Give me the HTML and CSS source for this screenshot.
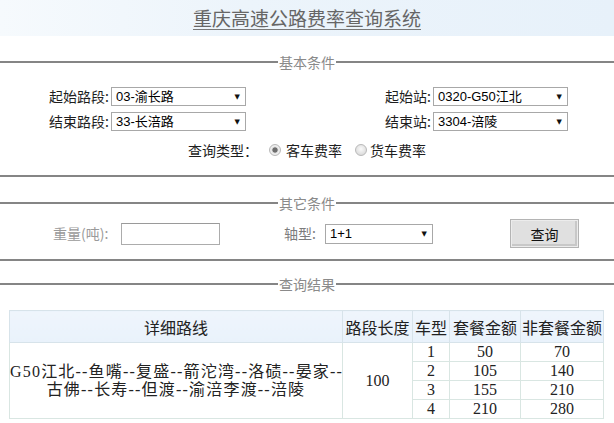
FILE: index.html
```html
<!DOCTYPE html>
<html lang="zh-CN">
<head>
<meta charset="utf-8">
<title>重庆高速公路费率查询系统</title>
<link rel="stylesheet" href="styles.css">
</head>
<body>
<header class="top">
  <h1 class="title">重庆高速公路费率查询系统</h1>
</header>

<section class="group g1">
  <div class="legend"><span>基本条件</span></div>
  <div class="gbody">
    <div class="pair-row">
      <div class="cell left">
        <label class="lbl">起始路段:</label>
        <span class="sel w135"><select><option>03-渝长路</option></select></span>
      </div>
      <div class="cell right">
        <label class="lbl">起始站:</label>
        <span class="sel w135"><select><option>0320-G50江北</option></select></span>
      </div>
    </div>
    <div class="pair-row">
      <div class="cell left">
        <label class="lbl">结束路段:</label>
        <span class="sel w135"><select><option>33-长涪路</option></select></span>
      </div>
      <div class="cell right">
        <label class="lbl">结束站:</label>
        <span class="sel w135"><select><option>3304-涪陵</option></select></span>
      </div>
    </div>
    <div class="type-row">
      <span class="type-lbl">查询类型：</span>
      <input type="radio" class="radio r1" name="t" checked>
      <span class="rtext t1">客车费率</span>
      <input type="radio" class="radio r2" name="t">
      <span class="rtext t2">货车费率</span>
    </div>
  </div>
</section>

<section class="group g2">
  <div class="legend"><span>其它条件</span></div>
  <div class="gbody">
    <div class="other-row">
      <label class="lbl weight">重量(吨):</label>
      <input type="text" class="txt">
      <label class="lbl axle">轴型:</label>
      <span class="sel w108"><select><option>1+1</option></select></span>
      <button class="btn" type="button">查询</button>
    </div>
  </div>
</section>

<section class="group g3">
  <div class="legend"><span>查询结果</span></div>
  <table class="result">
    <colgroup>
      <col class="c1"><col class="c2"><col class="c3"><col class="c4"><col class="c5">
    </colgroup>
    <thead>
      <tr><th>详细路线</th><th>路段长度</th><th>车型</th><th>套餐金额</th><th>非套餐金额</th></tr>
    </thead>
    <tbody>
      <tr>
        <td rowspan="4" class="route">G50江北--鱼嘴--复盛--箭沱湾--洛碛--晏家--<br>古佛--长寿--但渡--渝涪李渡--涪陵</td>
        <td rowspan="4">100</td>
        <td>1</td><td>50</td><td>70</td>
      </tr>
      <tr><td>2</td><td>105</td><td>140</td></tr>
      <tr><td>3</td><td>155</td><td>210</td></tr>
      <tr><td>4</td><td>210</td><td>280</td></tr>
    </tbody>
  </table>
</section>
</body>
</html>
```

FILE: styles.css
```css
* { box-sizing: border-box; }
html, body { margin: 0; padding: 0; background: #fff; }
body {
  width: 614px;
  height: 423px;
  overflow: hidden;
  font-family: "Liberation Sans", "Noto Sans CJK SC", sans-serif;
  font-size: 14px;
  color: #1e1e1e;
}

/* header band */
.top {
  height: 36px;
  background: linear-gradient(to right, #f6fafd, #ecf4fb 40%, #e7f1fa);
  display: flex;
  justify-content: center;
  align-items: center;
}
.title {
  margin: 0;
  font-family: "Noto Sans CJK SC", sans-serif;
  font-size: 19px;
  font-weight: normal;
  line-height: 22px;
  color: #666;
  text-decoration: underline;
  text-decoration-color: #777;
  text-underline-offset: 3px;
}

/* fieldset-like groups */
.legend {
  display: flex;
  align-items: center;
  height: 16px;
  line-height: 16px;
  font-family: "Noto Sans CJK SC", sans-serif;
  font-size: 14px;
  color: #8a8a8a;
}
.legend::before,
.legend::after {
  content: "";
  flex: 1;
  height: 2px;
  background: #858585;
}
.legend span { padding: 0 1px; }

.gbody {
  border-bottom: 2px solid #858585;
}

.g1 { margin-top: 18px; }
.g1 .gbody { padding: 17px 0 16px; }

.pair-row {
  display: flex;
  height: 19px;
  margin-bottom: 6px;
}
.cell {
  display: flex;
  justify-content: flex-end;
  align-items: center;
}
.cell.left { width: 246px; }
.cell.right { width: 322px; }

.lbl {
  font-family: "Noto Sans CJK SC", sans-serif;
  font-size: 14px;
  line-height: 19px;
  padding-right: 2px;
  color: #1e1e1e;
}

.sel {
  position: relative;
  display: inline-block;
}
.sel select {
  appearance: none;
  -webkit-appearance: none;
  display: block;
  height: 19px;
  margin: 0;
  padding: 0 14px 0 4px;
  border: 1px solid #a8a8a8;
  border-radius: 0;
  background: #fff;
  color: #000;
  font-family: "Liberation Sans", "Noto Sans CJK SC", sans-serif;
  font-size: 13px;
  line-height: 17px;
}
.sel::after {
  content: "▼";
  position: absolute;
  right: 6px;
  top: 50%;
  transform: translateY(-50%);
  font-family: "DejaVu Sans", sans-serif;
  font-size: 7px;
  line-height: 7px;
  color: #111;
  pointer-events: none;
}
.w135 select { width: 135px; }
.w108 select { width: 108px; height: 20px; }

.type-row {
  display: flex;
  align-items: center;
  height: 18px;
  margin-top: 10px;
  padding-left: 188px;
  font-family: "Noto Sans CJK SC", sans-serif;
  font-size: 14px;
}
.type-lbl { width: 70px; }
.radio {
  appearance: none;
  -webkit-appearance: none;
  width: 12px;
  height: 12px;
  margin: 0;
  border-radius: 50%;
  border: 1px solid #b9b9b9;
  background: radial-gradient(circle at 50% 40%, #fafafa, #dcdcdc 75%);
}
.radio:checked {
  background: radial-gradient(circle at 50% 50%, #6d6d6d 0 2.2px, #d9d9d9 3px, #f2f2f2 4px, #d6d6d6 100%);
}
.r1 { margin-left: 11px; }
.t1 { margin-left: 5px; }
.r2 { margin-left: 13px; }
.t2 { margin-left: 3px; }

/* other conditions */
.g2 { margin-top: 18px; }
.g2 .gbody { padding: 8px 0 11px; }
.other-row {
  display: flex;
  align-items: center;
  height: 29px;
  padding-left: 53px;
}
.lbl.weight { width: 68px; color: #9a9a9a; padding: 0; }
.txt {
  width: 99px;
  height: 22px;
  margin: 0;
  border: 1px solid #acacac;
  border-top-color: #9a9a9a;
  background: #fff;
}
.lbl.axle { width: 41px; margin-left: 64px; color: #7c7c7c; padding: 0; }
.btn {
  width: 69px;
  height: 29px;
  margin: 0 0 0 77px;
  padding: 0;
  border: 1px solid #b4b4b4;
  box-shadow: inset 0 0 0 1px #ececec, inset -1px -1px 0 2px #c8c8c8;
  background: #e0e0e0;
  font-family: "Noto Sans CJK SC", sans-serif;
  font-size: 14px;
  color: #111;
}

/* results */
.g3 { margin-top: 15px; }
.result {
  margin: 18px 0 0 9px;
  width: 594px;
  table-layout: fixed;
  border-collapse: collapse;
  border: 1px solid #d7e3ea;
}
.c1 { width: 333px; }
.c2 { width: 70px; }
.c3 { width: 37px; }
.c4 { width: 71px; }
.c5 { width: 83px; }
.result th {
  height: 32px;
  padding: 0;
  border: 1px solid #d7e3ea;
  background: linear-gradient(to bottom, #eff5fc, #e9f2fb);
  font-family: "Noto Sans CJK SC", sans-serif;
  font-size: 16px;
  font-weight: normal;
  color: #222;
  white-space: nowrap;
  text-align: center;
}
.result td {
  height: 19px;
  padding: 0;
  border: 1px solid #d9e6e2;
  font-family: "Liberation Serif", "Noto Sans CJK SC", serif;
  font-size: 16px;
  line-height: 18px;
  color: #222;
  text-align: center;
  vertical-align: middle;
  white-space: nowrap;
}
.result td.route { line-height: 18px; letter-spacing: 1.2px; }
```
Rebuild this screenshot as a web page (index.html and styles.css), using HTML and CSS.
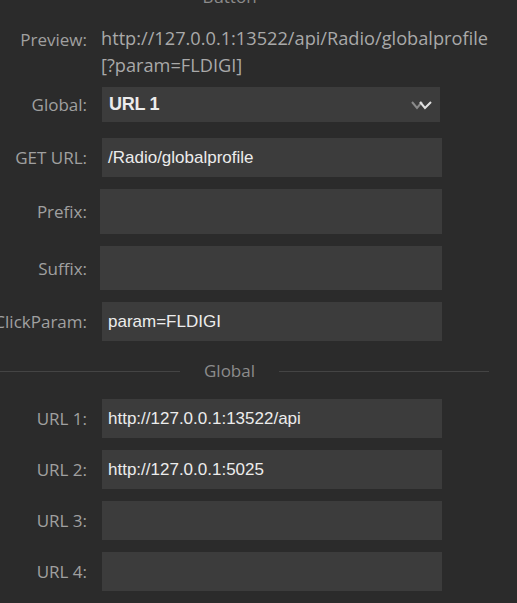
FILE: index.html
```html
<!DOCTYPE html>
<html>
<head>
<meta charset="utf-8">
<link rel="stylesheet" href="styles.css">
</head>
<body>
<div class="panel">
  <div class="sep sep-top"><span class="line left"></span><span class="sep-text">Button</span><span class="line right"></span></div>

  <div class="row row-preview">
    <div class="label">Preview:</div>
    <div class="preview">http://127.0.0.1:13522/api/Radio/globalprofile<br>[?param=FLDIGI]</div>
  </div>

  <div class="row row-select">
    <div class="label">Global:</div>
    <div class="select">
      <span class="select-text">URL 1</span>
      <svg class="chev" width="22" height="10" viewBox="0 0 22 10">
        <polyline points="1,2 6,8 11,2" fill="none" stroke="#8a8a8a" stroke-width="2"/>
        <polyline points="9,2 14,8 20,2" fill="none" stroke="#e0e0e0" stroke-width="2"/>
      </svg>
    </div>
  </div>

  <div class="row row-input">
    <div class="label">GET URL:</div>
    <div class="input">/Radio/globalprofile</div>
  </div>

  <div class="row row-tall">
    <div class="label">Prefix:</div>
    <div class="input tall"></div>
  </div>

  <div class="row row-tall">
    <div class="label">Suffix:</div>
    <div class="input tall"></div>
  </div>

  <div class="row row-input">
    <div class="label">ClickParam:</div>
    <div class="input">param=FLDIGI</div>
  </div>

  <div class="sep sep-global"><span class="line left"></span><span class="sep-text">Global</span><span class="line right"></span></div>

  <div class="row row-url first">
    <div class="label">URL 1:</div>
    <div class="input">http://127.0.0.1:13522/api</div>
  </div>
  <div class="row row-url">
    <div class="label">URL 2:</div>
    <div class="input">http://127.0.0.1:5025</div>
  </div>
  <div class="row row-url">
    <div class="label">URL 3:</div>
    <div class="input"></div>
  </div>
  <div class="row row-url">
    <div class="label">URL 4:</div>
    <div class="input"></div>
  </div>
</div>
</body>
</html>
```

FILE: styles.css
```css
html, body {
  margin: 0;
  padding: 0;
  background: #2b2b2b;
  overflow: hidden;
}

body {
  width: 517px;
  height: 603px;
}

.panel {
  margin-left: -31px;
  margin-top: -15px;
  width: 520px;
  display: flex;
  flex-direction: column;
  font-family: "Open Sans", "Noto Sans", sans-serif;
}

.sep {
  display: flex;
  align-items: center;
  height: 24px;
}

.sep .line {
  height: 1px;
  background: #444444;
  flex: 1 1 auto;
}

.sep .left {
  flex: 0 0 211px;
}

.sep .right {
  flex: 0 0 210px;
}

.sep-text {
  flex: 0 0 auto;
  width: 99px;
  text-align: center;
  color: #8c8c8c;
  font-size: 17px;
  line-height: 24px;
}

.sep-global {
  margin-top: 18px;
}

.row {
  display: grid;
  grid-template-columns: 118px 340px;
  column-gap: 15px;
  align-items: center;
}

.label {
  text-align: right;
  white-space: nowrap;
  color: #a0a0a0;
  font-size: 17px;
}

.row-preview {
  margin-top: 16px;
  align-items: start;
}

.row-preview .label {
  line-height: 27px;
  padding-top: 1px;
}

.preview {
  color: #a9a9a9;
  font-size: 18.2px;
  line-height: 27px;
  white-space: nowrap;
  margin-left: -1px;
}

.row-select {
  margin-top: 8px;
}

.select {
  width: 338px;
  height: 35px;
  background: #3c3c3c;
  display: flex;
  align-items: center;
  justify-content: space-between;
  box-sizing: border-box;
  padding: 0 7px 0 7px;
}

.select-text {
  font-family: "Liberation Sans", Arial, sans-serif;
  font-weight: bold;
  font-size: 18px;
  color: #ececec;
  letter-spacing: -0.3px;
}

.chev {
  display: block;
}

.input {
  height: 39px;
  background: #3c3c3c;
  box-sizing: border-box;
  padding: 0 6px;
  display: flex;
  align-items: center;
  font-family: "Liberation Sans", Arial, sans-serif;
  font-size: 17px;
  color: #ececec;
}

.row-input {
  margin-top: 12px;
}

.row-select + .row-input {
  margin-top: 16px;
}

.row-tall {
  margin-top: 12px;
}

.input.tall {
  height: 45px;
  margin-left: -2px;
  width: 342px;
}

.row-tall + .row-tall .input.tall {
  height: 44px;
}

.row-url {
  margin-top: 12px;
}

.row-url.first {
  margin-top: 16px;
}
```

§ Set exercise: Search the listing above for the string "this". Copy every line that contains it.

§ Final result:
Give me the HTML and CSS source for this screenshot.
Rebuild this screenshot as a web page (index.html and styles.css), using HTML and CSS.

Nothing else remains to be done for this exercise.